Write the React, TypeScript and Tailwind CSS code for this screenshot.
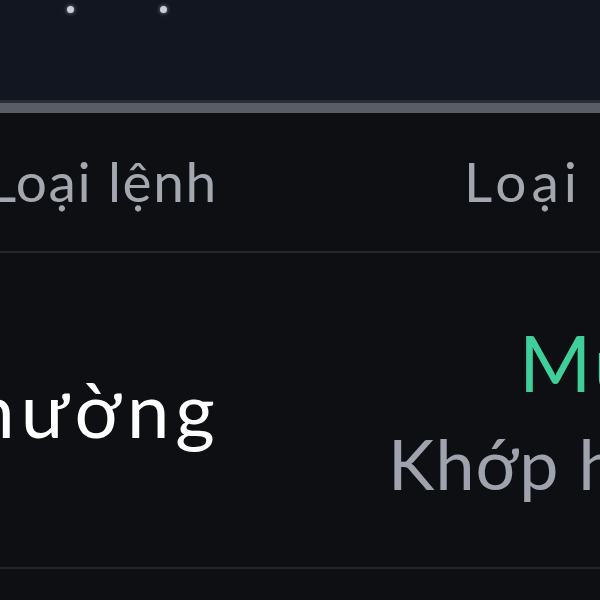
import React from 'react'

const font = { fontFamily: 'Lato, "Noto Sans", sans-serif' }

export default function App() {
  return (
    <div className="w-[600px] h-[600px] overflow-hidden bg-[#0e0f13]" style={font}>
      {/* Chart area with dots */}
      <div className="h-[100px] bg-[#111620]">
        <div className="flex items-center gap-[86px] pl-[67px] pt-[6px]">
          <span className="w-[7px] h-[7px] rounded-full bg-[#c9ced8] shadow-[0_0_4px_#8d93a0]" />
          <span className="w-[7px] h-[7px] rounded-full bg-[#c9ced8] shadow-[0_0_4px_#8d93a0]" />
        </div>
      </div>
      <div className="h-[3px] bg-[#2a2e37]" />
      <div className="h-[10px] bg-[#595d66]" />

      {/* Header */}
      <div className="flex h-[140px] border-b-2 border-[#24262b] pt-[41px] text-[55px] leading-none text-[#a3a7b0] whitespace-nowrap">
        <div className="w-[468px] shrink-0 ml-[-12px] tracking-[1.6px]">Loại lệnh</div>
        <div className="ml-[8px] tracking-[5px]">Loại lệnh</div>
      </div>

      {/* Row */}
      <div className="flex h-[316px] border-b-2 border-[#23252b] whitespace-nowrap">
        <div className="w-[519px] shrink-0 ml-[-78px] pt-[118px] text-[76px] leading-none text-white tracking-[6px]">
          Thường
        </div>
        <div className="flex flex-col ml-[78px] pt-[70px] leading-none">
          <span className="text-[78px] text-[#3fcf9b] tracking-[3px]">Mua</span>
          <span className="mt-[27px] ml-[-131px] text-[70px] text-[#9ea3ad] tracking-[1px]">Khớp hết</span>
        </div>
      </div>
    </div>
  )
}
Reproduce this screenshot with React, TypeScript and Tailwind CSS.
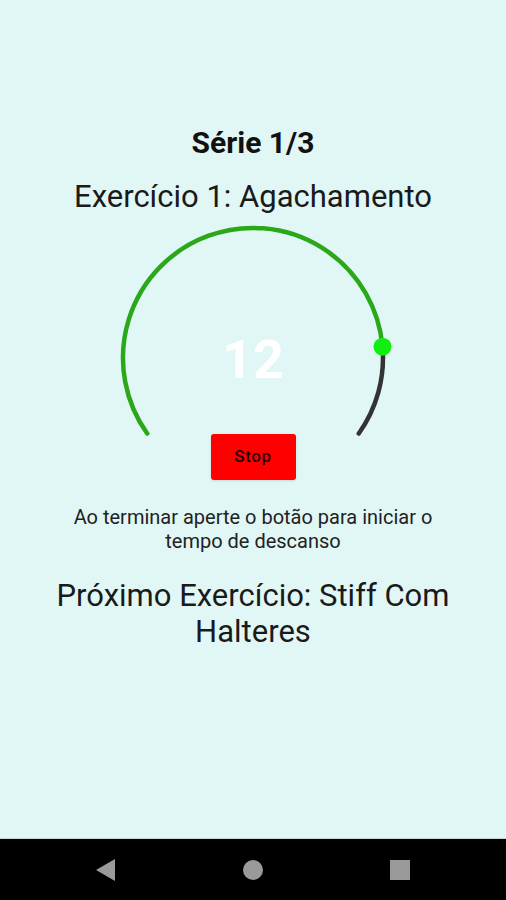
export default function App() {
  return (
    <div className="flex h-[900px] w-[506px] flex-col bg-[#e1f7f5] font-['Roboto',sans-serif]">
      <div className="flex flex-1 flex-col items-center pt-[124px]">
        <h1 className="text-[30px] font-bold leading-[38px] text-[#111]">Série 1/3</h1>
        <p className="mt-[16px] text-[31px] leading-[38px] text-[#1a1a1a]">Exercício 1: Agachamento</p>

        <div className="relative mt-[8px] h-[210px] w-[280px]">
          <svg width="280" height="212" viewBox="0 0 280 212">
            <path
              d="M 34.2 209.5 A 130 130 0 1 1 269.5 122.7"
              fill="none"
              stroke="#2aa81a"
              strokeWidth="4.5"
              strokeLinecap="round"
            />
            <path
              d="M 269.5 122.7 A 130 130 0 0 1 245.8 209.5"
              fill="none"
              stroke="#333"
              strokeWidth="4.5"
              strokeLinecap="round"
            />
            <circle cx="269.5" cy="122.7" r="9" fill="#11ee11" />
          </svg>
          <span className="absolute left-0 right-0 top-[104px] text-center text-[54px] font-bold leading-[64px] text-white">
            12
          </span>
        </div>

        <button className="h-[46px] w-[85px] rounded-[3px] bg-[#ff0000] text-[17px] font-medium tracking-[0.6px] text-[#2a0000] shadow-sm">
          Stop
        </button>

        <p className="mt-[25px] w-[400px] text-center text-[20px] leading-[24px] text-[#222]">
          Ao terminar aperte o botão para iniciar o tempo de descanso
        </p>

        <p className="mt-[25px] w-[430px] text-center text-[31px] leading-[36px] text-[#1a1a1a]">
          Próximo Exercício: Stiff Com Halteres
        </p>
      </div>

      <nav className="flex h-[62px] items-center justify-center gap-[127px] border-t border-[#c9d6d4] bg-black">
        <svg width="20" height="22" viewBox="0 0 20 22">
          <polygon points="19,0 19,22 0,11" fill="#9a9a9a" />
        </svg>
        <span className="h-[20px] w-[20px] rounded-full bg-[#9a9a9a]" />
        <span className="h-[20px] w-[20px] bg-[#9a9a9a]" />
      </nav>
    </div>
  );
}
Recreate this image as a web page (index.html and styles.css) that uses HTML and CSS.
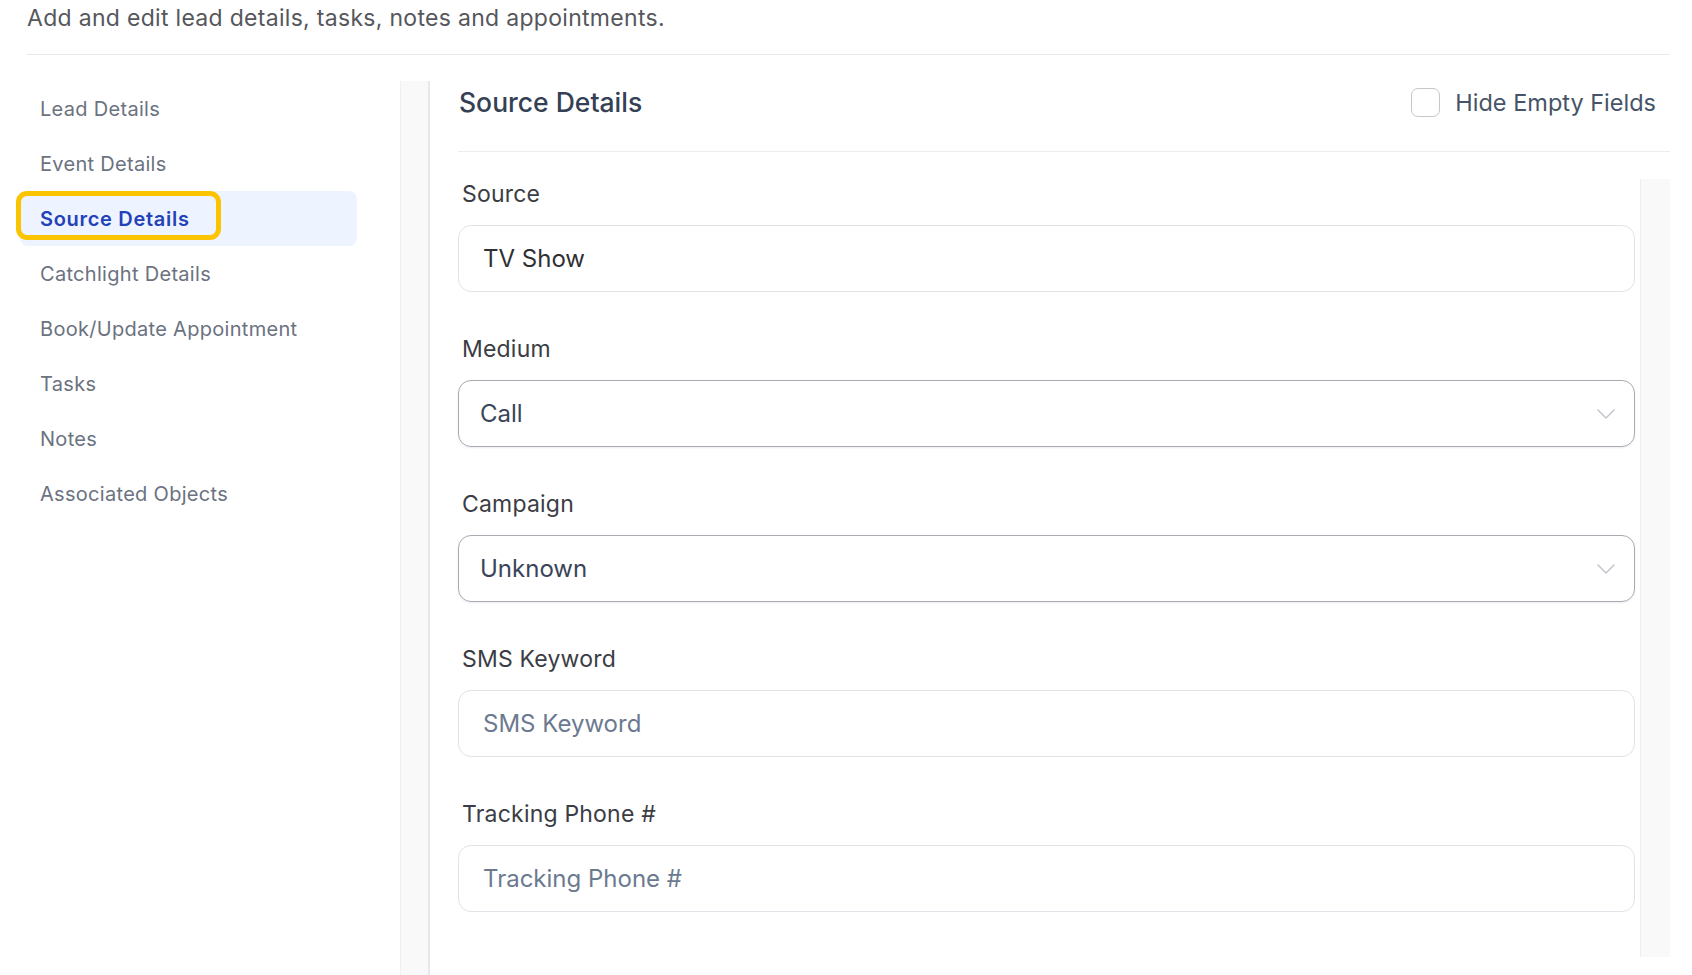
FILE: index.html
```html
<!DOCTYPE html>
<html lang="en">
<head>
    <meta charset="UTF-8">
    <meta name="viewport" content="width=device-width, initial-scale=1.0">
    <title>Lead Details - Source Details</title>
    <link rel="stylesheet" href="styles.css">
</head>
<body>
    <div class="page">
        <div class="page-head">
            <p class="subtitle">Add and edit lead details, tasks, notes and appointments.</p>
        </div>

        <div class="layout">
            <nav class="side-nav">
                <a href="#" class="nav-item">Lead Details</a>
                <a href="#" class="nav-item">Event Details</a>
                <a href="#" class="nav-item active">
                    <span class="callout"></span>
                    Source Details
                </a>
                <a href="#" class="nav-item">Catchlight Details</a>
                <a href="#" class="nav-item">Book/Update Appointment</a>
                <a href="#" class="nav-item">Tasks</a>
                <a href="#" class="nav-item">Notes</a>
                <a href="#" class="nav-item">Associated Objects</a>
            </nav>

            <div class="divider"></div>

            <main class="panel">
                <div class="panel-header">
                    <h2>Source Details</h2>
                    <label class="hide-empty">
                        <span class="checkbox"></span>
                        Hide Empty Fields
                    </label>
                </div>

                <div class="panel-body">
                    <div class="fields">
                        <div class="form-group">
                            <label for="source">Source</label>
                            <div class="field">TV Show</div>
                        </div>

                        <div class="form-group">
                            <label for="medium">Medium</label>
                            <div class="field select">
                                Call
                                <svg class="chevron" viewBox="0 0 18 10" width="18" height="10">
                                    <path d="M1 1l8 8 8-8" fill="none" stroke="#bfc2c8" stroke-width="1.4" stroke-linecap="round" stroke-linejoin="round"/>
                                </svg>
                            </div>
                        </div>

                        <div class="form-group">
                            <label for="campaign">Campaign</label>
                            <div class="field select">
                                Unknown
                                <svg class="chevron" viewBox="0 0 18 10" width="18" height="10">
                                    <path d="M1 1l8 8 8-8" fill="none" stroke="#bfc2c8" stroke-width="1.4" stroke-linecap="round" stroke-linejoin="round"/>
                                </svg>
                            </div>
                        </div>

                        <div class="form-group">
                            <label for="sms">SMS Keyword</label>
                            <div class="field placeholder">SMS Keyword</div>
                        </div>

                        <div class="form-group">
                            <label for="phone">Tracking Phone #</label>
                            <div class="field placeholder">Tracking Phone #</div>
                        </div>
                    </div>
                    <div class="scroll-track"></div>
                </div>
            </main>
        </div>
    </div>
</body>
</html>
```

FILE: styles.css
```css
* {
    margin: 0;
    padding: 0;
    box-sizing: border-box;
}

body {
    font-family: 'Inter', 'Noto Sans', sans-serif;
    background: #fff;
    overflow: hidden;
}

.page {
    padding: 0 22px 0 20px;
}

.page-head {
    margin-left: 7px;
    height: 55px;
    border-bottom: 1px solid #e9eaee;
}

.subtitle {
    line-height: 37px;
    font-size: 23px;
    letter-spacing: 0.3px;
    color: #56575c;
}

.layout {
    display: flex;
    margin-top: 26px;
    height: 894px;
}

/* left navigation */
.side-nav {
    width: 337px;
    margin-right: 43px;
    display: flex;
    flex-direction: column;
}

.nav-item {
    position: relative;
    display: flex;
    align-items: center;
    height: 55px;
    padding-left: 20px;
    border-radius: 8px;
    font-size: 20px;
    letter-spacing: 0.3px;
    color: #6b7280;
    text-decoration: none;
}

.nav-item.active {
    background: #eef4ff;
    color: #2341b8;
    font-weight: 600;
    letter-spacing: 0.7px;
}

.callout {
    position: absolute;
    left: -4px;
    top: 0;
    width: 205px;
    height: 49px;
    border: 5px solid #fbc400;
    border-radius: 11px;
}

.divider {
    width: 30px;
    background: #f9f9fa;
    border-left: 1px solid #efeff2;
    border-right: 2px solid #e7e8ec;
}

/* right panel */
.panel {
    flex: 1;
    padding-left: 28px;
    display: flex;
    flex-direction: column;
}

.panel-header {
    display: flex;
    justify-content: space-between;
    align-items: center;
    height: 71px;
    padding: 0 14px 28px 1px;
    border-bottom: 1px solid #eaecf0;
}

.panel-header h2 {
    font-size: 26.5px;
    font-weight: 500;
    color: #344054;
}

.hide-empty {
    display: flex;
    align-items: center;
    gap: 15px;
    font-size: 23.5px;
    color: #475467;
}

.checkbox {
    width: 29px;
    height: 29px;
    border: 1.5px solid #c5c7cc;
    border-radius: 7px;
    background: #fff;
}

.panel-body {
    flex: 1;
    display: flex;
    margin-top: 27px;
}

.fields {
    flex: 1;
    padding-right: 5px;
}

.scroll-track {
    width: 30px;
    height: 778px;
    background: #f9f9fa;
    border-left: 1px solid #efeff2;
}

.form-group {
    margin-bottom: 42px;
}

.form-group label {
    display: block;
    padding-left: 4px;
    margin-bottom: 16px;
    line-height: 30px;
    font-size: 23px;
    letter-spacing: 0.2px;
    color: #3b3d44;
}

.field {
    position: relative;
    display: flex;
    align-items: center;
    height: 67px;
    padding-left: 24px;
    border: 1.5px solid #e1e3e8;
    border-radius: 13px;
    font-size: 24px;
    color: #2f3033;
}

.field.select {
    padding-left: 21px;
    border-color: #a9abb2;
    box-shadow: 0 1px 2px rgba(16, 24, 40, 0.08);
    color: #39455a;
}

.field.placeholder {
    color: #6c7a90;
}

.chevron {
    position: absolute;
    right: 19px;
    top: 50%;
    margin-top: -5px;
}
```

-=-=-=-=-

Say how many lines in this listing hold the string "styles", giving the count and nothing more.

-- Solution to this exercise --
3